* _What you are asked to do_: Records follow. Select each line holding "this".

-- start Available data --

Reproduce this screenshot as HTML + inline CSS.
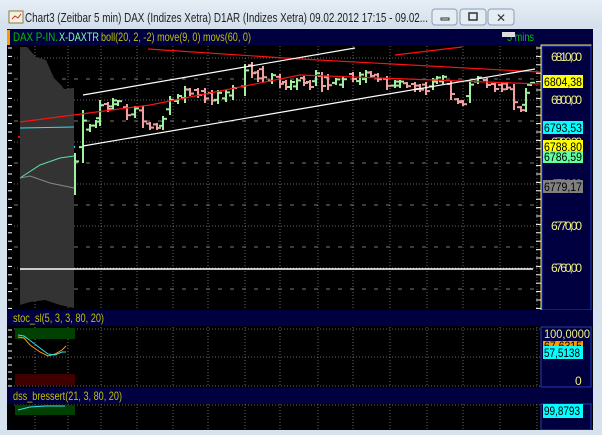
<!DOCTYPE html>
<html><head><meta charset="utf-8"><style>
body{margin:0;width:602px;height:430px;overflow:hidden;background:#d6e2ee;font-family:"Liberation Sans",sans-serif}
</style></head><body>
<svg width="602" height="430" xmlns="http://www.w3.org/2000/svg" font-family="Liberation Sans, sans-serif">
<defs><linearGradient id="tb" x1="0" y1="0" x2="0" y2="1"><stop offset="0" stop-color="#e6eef6"/><stop offset="1" stop-color="#d3dfeb"/></linearGradient></defs>
<rect width="602" height="430" fill="#d6e2ee"/>
<rect width="602" height="28" fill="url(#tb)"/>
<rect x="9" y="11" width="14" height="12" fill="#f4f0e0" stroke="#8a7a40"/>
<path d="M12 19 l3 -3 l3 2 l3 -4" stroke="#c03030" fill="none"/>
<text x="25" y="22" font-size="12.5" fill="#222" textLength="403" lengthAdjust="spacingAndGlyphs">Chart3 (Zeitbar 5 min)  DAX (Indizes Xetra) D1AR (Indizes Xetra) 09.02.2012 17:15 - 09.02...</text>
<g fill="#e4ecf4" stroke="#8c9cb0"><rect x="432" y="9" width="25" height="16" rx="3"/><rect x="460" y="9" width="26" height="16" rx="3"/><rect x="488" y="9" width="26" height="16" rx="3"/></g>
<rect x="441" y="18" width="8" height="2" fill="none" stroke="#333"/>
<rect x="469" y="13" width="8" height="7" fill="none" stroke="#333" stroke-width="1.5"/>
<text x="496" y="22" font-size="12" fill="#333">✕</text>
<rect x="7" y="29" width="586" height="401" fill="#000"/>
<rect x="7" y="29" width="586" height="16" fill="#000040"/>
<rect x="7" y="30" width="3" height="15" fill="#ff9900"/>
<text x="13" y="41" font-size="12" fill="#00c000" textLength="45" lengthAdjust="spacingAndGlyphs">DAX P-IN.</text>
<text x="59" y="41" font-size="12" fill="#80ffa0" textLength="40" lengthAdjust="spacingAndGlyphs">X-DAXTR</text>
<text x="101" y="41" font-size="12" fill="#c0c000" textLength="150" lengthAdjust="spacingAndGlyphs">boll(20, 2, -2) move(9, 0) movs(60, 0)</text>
<text x="507" y="41" font-size="12" fill="#00c000" textLength="27" lengthAdjust="spacingAndGlyphs">5 mins</text>
<rect x="502" y="32" width="13" height="5" fill="#ddd"/>
<rect x="541" y="45" width="50" height="265" fill="#000040" stroke="#f0e060"/>
<rect x="542" y="46" width="49" height="264" fill="#000040" stroke="#2040c0" stroke-width="1"/>
<g id="grid"></g>
<g id="bars"></g>
<rect x="7" y="310" width="586" height="16" fill="#000040"/>
<text x="13" y="322" font-size="12" fill="#c0c000" textLength="91" lengthAdjust="spacingAndGlyphs">stoc_sl(5, 3, 3, 80, 20)</text>
<rect x="541" y="327" width="50" height="60" fill="#000040" stroke="#2040c0"/>
<rect x="7" y="388" width="586" height="16" fill="#000040"/>
<text x="13" y="400" font-size="12" fill="#c0c000" textLength="109" lengthAdjust="spacingAndGlyphs">dss_bressert(21, 3, 80, 20)</text>
<rect x="541" y="404" width="50" height="26" fill="#000040" stroke="#2040c0"/>
<rect x="593" y="29" width="9" height="401" fill="#d6e2ee"/>
<rect x="0" y="29" width="7" height="401" fill="#d6e2ee"/>
<path d="M20 47 L27 47 L36 57 L46 60 L54 78 L61 85 L64 89 L74 88 L74 308 L60 305 L45 300 L30 302 L20 305 Z" fill="#333"/>
<polyline points="20,122 150,105 300,75 540,84" fill="none" stroke="#ff1010" stroke-width="1.2"/>
<polyline points="148,49 300,59 540,72" fill="none" stroke="#ff1010" stroke-width="1.2"/>
<polyline points="395,55 462,47" fill="none" stroke="#ff1010" stroke-width="1.2"/>
<polyline points="83,95 355,48" fill="none" stroke="#fff" stroke-width="1.2"/>
<polyline points="83,146 300,109 535,69" fill="none" stroke="#fff" stroke-width="1.2"/>
<line x1="20" y1="269" x2="533" y2="269" stroke="#fff" stroke-width="1.5"/>
<line x1="20" y1="128" x2="74" y2="127" stroke="#30e0f0"/>
<polyline points="20,178 40,165 60,158 74,156" fill="none" stroke="#60e0a0"/>
<polyline points="20,178 30,176 50,183 74,188" fill="none" stroke="#888"/>
<g font-size="12" fill="#f0f080" lengthAdjust="spacingAndGlyphs">
<text x="551" y="61" textLength="31">6810,00</text><text x="551" y="104" textLength="31">6800,00</text><text x="551" y="146" textLength="31">6790,00</text>
<text x="551" y="188" textLength="31">6780,00</text><text x="551" y="230" textLength="31">6770,00</text><text x="551" y="272" textLength="31">6760,00</text>
</g>
<g font-size="12" fill="#000">
<rect x="543" y="75" width="40" height="13" fill="#ffff00"/><text x="544" y="86" textLength="38" lengthAdjust="spacingAndGlyphs">6804,38</text>
<rect x="543" y="121" width="40" height="13" fill="#00ffff"/><text x="544" y="132" textLength="38" lengthAdjust="spacingAndGlyphs">6793,53</text>
<rect x="543" y="140" width="40" height="12" fill="#ffff00"/><text x="544" y="151" textLength="38" lengthAdjust="spacingAndGlyphs">6788,80</text>
<rect x="543" y="151" width="40" height="12" fill="#60ffa0"/><text x="544" y="161" textLength="38" lengthAdjust="spacingAndGlyphs">6786,59</text>
<rect x="543" y="180" width="40" height="13" fill="#808080"/><text x="544" y="191" textLength="38" lengthAdjust="spacingAndGlyphs">6779,17</text>
</g>
<rect x="15" y="328" width="60" height="11" fill="#004000"/>
<rect x="15" y="374" width="60" height="11" fill="#400000"/>
<polyline points="18,337 24,338 30,345 40,352 48,356 55,354 62,350 66,346" fill="none" stroke="#ff9900"/>
<polyline points="18,335 24,336 32,342 40,348 48,354 55,355 62,352 66,352" fill="none" stroke="#30e0f0"/>
<g font-size="12" fill="#f0f080"><text x="544" y="338" textLength="46" lengthAdjust="spacingAndGlyphs">100,0000</text><text x="575" y="385">0</text></g>
<rect x="543" y="341" width="40" height="10" fill="#ff9900"/><text x="544" y="350" font-size="12" fill="#000" textLength="38" lengthAdjust="spacingAndGlyphs">67,6315</text>
<rect x="543" y="346" width="40" height="13" fill="#00ffff"/><text x="544" y="357" font-size="12" fill="#000" textLength="36" lengthAdjust="spacingAndGlyphs">57,5138</text>
<rect x="15" y="405" width="60" height="10" fill="#004000"/>
<polyline points="18,410 30,407 45,406 65,406" fill="none" stroke="#30e0f0"/>
<rect x="543" y="404" width="40" height="14" fill="#00ffff"/><text x="544" y="415" font-size="12" fill="#000" textLength="36" lengthAdjust="spacingAndGlyphs">99,8793</text>
</svg>
<script>
var ns="http://www.w3.org/2000/svg";
function el(p,t,a){var e=document.createElementNS(ns,t);for(var k in a)e.setAttribute(k,a[k]);p.appendChild(e);return e;}
var g=document.getElementById("grid");
var vx=[35,68,101,137,173,208,245,280,318,353,390,427,463,500,537];
[[46,310],[327,387],[404,430]].forEach(function(r){vx.forEach(function(x){el(g,"line",{x1:x,y1:r[0],x2:x,y2:r[1],stroke:"#666","stroke-dasharray":"1,2"});});});
[58,100,142,184,226,268,329,357,386,405].forEach(function(y){el(g,"line",{x1:14,y1:y,x2:540,y2:y,stroke:"#666","stroke-dasharray":"1,2"});});
[79,121,163,205,247,289].forEach(function(y){el(g,"line",{x1:14,y1:y,x2:540,y2:y,stroke:"#777","stroke-dasharray":"4,8"});});
for(var y=48;y<310;y+=8.4){el(g,"line",{x1:8,y1:y,x2:12,y2:y,stroke:"#fff"});el(g,"line",{x1:536,y1:y,x2:541,y2:y,stroke:"#fff"});}
for(var y=330;y<387;y+=7){el(g,"line",{x1:8,y1:y,x2:12,y2:y,stroke:"#fff"});}
var b=document.getElementById("bars");
var G="#a0f0a0",P="#f0a0a0";
var d=[[75,153,195,G],[83,110,163,G],[90,124,132,G],[96,120,128,G],[100,100,126,G],[108,102,112,P],[113,98,110,G],[118,100,106,G],[127,104,120,P],[135,106,118,G],[143,106,128,P],[150,122,130,P],[157,123,130,P],[163,116,130,G],[170,96,115,G],[178,94,104,G],[185,86,103,G],[190,88,96,P],[198,88,98,P],[205,88,103,P],[212,90,105,P],[218,90,104,G],[226,90,102,G],[233,85,100,G],[245,64,96,G],[252,62,78,P],[258,70,82,P],[263,66,82,P],[272,73,84,G],[280,74,88,P],[286,80,90,P],[291,80,90,G],[297,78,90,G],[304,76,86,P],[310,80,90,P],[316,70,86,G],[322,72,92,P],[328,74,90,P],[336,78,85,G],[343,77,88,G],[353,72,82,P],[360,72,85,G],[366,70,83,G],[371,71,78,P],[378,73,82,P],[387,76,90,P],[395,80,88,G],[400,80,88,G],[407,82,88,P],[415,82,92,P],[420,84,92,P],[426,82,95,P],[433,78,90,G],[437,76,84,G],[443,75,84,G],[451,80,100,P],[458,98,104,P],[463,100,106,P],[470,80,103,G],[478,76,84,G],[487,78,88,P],[495,82,92,P],[502,83,92,P],[507,82,90,P],[514,84,110,P],[521,106,112,P],[526,88,112,G],[531,82,86,G],
[22,130,165,"#f00"],[28,145,160,"#f00"],[34,140,175,"#0c0"],[40,150,165,"#0c0"],[48,148,168,"#f00"],[55,150,156,"#f00"],[61,147,156,"#0c0"],[66,146,150,"#30e0f0"],[71,146,150,"#30e0f0"]];
d.forEach(function(a){var x=a[0],c=a[3];el(b,"line",{x1:x,y1:a[1],x2:x,y2:a[2],stroke:c,"stroke-width":2});
var o=a[1]+(a[2]-a[1])*0.7,cl=a[1]+(a[2]-a[1])*0.2;if(c==P||c=="#f00"){var t=o;o=cl;cl=t;}
el(b,"line",{x1:x-4,y1:o,x2:x,y2:o,stroke:c,"stroke-width":2});el(b,"line",{x1:x,y1:cl,x2:x+4,y2:cl,stroke:c,"stroke-width":2});});
</script>
</body></html>
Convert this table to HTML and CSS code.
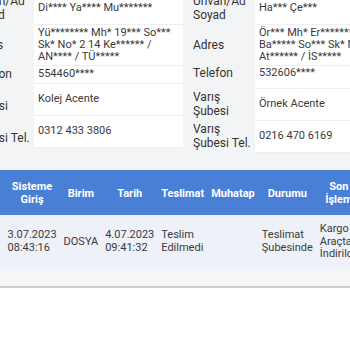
FILE: index.html
```html
<!DOCTYPE html>
<html lang="tr">
<head>
<meta charset="utf-8">
<title>Kargo Takip</title>
<link rel="stylesheet" href="styles.css">
</head>
<body>
<section class="info">
  <div class="info-row">
    <table class="kv kv-left">
      <tr><th>Ünvan/Ad Soyad</th><td>Di**** Ya**** Mu*******</td></tr>
      <tr><th>Adres</th><td>Yü******** Mh* 19*** So*** Sk* No* 2 14 Ke****** / AN**** / TÜ*****</td></tr>
      <tr><th>Telefon</th><td>554460****</td></tr>
      <tr><th>Çıkış Şubesi</th><td>Kolej Acente</td></tr>
      <tr><th>Çıkış Şubesi Tel.</th><td>0312 433 3806</td></tr>
    </table>
    <table class="kv kv-right">
      <tr><th>Ünvan/Ad Soyad</th><td>Ha*** Çe***</td></tr>
      <tr><th>Adres</th><td>Ör*** Mh* Er******** Cd* Ba***** So*** Sk* No* 4 / At****** / İS*****</td></tr>
      <tr class="tall"><th>Telefon</th><td>532606****</td></tr>
      <tr><th>Varış Şubesi</th><td>Örnek Acente</td></tr>
      <tr><th>Varış Şubesi Tel.</th><td>0216 470 6169</td></tr>
    </table>
  </div>
</section>
<section class="moves">
  <table class="grid">
    <thead>
      <tr>
        <th>Sisteme Giriş</th>
        <th>Birim</th>
        <th>Tarih</th>
        <th>Teslimat</th>
        <th>Muhatap</th>
        <th>Durumu</th>
        <th>Son İşlem</th>
      </tr>
    </thead>
    <tbody>
      <tr>
        <td>3.07.2023 08:43:16</td>
        <td>DOSYA</td>
        <td>4.07.2023 09:41:32</td>
        <td>Teslim Edilmedi</td>
        <td></td>
        <td>Teslimat Şubesinde</td>
        <td>Kargo Araçtan İndirildi</td>
      </tr>
    </tbody>
  </table>
</section>
</body>
</html>
```

FILE: styles.css
```css
html, body {
  margin: 0;
  padding: 0;
  background: #ffffff;
  overflow: hidden;
}

body {
  font-family: Roboto, "Noto Sans", Arial, sans-serif;
  color: #333333;
  width: 350px;
  height: 350px;
}

.info {
  background: #f3f4f6;
  height: 170px;
  overflow: hidden;
}

.info-row {
  display: flex;
  align-items: flex-start;
  margin-top: -8px;
  margin-left: -38px;
  width: 500px;
}

.kv {
  border-collapse: collapse;
  table-layout: fixed;
  flex: none;
}

.kv-left { width: 221px; }
.kv-right { width: 232px; }

.kv th {
  width: 72px;
  box-sizing: border-box;
  padding: 2px 2px 2px 10px;
  font-weight: normal;
  font-size: 12px;
  line-height: 14px;
  text-align: left;
  vertical-align: middle;
  color: #333333;
}

.kv td {
  background: #ffffff;
  padding: 2px 6px 2px 4px;
  font-size: 11px;
  line-height: 12px;
  vertical-align: middle;
  color: #3a3a3a;
  border-bottom: 1px solid #eceef1;
}

.kv-right tr.tall > th,
.kv-right tr.tall > td {
  vertical-align: top;
  padding-top: 1px;
  padding-bottom: 8px;
}

.moves {
  background: linear-gradient(#eef1f7 0px, #eef1f7 90px, #f5f6f8 100px);
  padding-bottom: 17px;
  border-bottom: 2px solid #cdcdcd;
  overflow: hidden;
}

.grid {
  border-collapse: collapse;
  width: 1px;
  font-size: 11px;
}

.grid th {
  background: #4a7fd6;
  color: #ffffff;
  font-weight: bold;
  line-height: 13px;
  padding: 10px 3.5px 9px;
  text-align: center;
  vertical-align: middle;
}

.grid td {
  background: #eef1f8;
  color: #3a3a3a;
  line-height: 12.5px;
  padding: 8px 3.5px;
  text-align: left;
  vertical-align: middle;
}

.grid th:first-child,
.grid td:first-child {
  padding-left: 7.5px;
}
```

-- end Available data --

* _Task response_:
Reproduce this screenshot as HTML + inline CSS.
Convert this table to HTML and CSS code.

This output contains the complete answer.